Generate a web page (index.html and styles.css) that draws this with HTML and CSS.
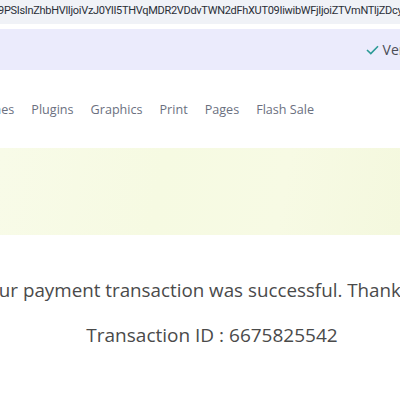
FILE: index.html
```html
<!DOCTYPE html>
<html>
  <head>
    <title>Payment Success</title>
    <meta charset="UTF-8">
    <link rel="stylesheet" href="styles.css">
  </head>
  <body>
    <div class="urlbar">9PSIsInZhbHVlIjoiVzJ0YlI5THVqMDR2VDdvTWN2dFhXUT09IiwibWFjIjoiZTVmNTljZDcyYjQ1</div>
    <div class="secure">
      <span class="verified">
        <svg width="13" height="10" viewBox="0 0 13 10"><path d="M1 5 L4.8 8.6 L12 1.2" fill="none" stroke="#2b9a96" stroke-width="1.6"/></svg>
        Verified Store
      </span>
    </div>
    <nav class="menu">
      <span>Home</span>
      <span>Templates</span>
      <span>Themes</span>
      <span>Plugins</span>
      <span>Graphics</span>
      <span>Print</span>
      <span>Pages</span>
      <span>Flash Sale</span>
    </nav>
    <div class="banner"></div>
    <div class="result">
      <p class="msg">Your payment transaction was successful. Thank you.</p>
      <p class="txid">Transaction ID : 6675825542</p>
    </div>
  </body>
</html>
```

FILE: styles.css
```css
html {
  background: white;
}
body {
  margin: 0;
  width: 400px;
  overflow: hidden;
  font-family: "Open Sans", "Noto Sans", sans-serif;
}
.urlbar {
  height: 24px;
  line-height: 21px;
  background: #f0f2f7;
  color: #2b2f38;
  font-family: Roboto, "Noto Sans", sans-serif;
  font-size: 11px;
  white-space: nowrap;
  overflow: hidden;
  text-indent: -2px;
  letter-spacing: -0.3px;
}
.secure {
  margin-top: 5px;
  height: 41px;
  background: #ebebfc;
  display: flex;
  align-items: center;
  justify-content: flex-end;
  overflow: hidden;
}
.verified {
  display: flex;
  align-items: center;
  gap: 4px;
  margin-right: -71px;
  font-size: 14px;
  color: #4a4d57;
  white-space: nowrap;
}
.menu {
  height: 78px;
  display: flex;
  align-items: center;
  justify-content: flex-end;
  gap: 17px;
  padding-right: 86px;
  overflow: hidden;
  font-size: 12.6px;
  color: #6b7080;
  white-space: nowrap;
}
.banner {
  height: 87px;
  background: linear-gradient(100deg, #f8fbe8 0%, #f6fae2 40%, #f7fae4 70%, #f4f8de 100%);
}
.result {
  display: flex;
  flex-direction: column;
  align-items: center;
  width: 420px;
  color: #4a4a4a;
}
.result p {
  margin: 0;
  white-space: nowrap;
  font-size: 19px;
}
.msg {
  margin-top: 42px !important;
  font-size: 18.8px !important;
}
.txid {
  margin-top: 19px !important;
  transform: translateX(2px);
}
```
* * *
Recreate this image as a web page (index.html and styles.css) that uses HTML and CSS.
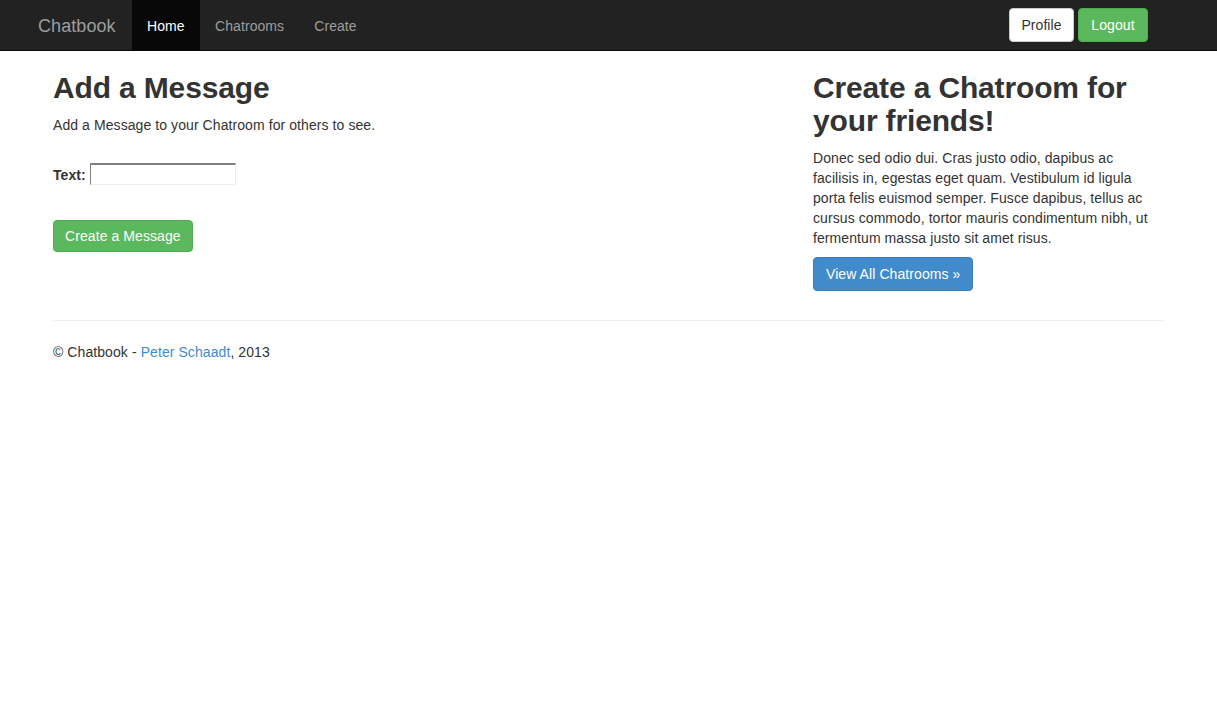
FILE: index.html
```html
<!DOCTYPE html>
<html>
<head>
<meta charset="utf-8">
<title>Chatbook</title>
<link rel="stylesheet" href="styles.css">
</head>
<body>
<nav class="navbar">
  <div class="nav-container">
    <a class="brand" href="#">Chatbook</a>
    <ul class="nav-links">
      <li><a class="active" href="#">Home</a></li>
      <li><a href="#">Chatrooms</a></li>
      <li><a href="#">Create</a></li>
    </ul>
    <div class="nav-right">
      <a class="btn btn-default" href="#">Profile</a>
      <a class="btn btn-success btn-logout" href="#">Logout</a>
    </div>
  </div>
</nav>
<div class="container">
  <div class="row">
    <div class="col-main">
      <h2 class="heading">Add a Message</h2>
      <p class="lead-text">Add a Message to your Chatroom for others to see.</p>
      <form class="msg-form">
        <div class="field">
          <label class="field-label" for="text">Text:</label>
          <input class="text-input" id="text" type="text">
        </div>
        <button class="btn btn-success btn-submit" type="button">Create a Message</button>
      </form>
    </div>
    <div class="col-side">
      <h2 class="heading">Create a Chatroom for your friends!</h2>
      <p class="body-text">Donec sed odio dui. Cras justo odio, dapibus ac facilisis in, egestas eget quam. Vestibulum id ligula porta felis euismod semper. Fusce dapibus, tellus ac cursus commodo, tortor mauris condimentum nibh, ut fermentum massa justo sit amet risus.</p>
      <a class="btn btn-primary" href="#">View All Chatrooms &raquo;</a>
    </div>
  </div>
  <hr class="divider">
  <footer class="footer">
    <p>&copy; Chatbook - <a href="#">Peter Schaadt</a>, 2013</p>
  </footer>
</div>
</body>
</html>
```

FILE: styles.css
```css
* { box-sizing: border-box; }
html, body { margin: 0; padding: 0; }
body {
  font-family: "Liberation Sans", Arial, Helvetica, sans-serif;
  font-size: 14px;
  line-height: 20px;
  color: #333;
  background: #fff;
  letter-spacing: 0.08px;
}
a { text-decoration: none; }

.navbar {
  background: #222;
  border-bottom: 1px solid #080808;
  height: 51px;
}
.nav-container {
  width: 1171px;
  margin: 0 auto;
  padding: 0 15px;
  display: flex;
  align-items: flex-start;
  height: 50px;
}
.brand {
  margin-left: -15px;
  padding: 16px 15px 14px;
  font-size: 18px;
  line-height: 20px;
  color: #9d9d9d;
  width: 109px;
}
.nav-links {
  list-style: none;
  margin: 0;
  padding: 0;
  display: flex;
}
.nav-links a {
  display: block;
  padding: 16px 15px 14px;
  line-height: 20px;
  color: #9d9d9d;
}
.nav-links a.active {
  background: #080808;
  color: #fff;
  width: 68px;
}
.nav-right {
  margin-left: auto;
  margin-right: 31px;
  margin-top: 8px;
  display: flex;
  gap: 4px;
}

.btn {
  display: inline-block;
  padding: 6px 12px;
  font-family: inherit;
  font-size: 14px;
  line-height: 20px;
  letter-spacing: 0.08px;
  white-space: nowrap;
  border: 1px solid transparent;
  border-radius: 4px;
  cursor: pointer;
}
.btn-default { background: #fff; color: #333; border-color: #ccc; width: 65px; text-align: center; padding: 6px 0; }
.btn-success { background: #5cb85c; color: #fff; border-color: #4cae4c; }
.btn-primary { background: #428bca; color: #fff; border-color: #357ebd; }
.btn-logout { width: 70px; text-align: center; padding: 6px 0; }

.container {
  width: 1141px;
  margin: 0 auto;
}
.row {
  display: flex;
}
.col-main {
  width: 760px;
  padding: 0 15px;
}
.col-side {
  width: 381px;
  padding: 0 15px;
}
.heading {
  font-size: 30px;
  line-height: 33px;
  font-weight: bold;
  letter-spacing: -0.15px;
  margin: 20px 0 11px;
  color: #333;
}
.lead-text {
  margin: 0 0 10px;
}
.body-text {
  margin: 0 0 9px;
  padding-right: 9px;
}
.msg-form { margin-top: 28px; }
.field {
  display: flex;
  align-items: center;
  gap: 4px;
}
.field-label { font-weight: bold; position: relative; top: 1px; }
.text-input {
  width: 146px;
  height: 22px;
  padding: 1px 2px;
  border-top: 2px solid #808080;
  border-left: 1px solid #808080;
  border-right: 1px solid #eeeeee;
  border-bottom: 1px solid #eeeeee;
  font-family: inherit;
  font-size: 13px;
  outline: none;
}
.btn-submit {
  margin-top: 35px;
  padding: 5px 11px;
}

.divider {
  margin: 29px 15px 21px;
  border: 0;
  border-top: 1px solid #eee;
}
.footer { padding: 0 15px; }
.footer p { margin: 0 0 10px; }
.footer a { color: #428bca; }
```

**Instructions to follow:** Where a line contains the string "styles", extract that line.

**Response:**
Generate a web page (index.html and styles.css) that draws this with HTML and CSS.
    <link rel="stylesheet" href="styles.css">
FILE: styles.css
Recreate this image as a web page (index.html and styles.css) that uses HTML and CSS.
<link rel="stylesheet" href="styles.css">
FILE: styles.css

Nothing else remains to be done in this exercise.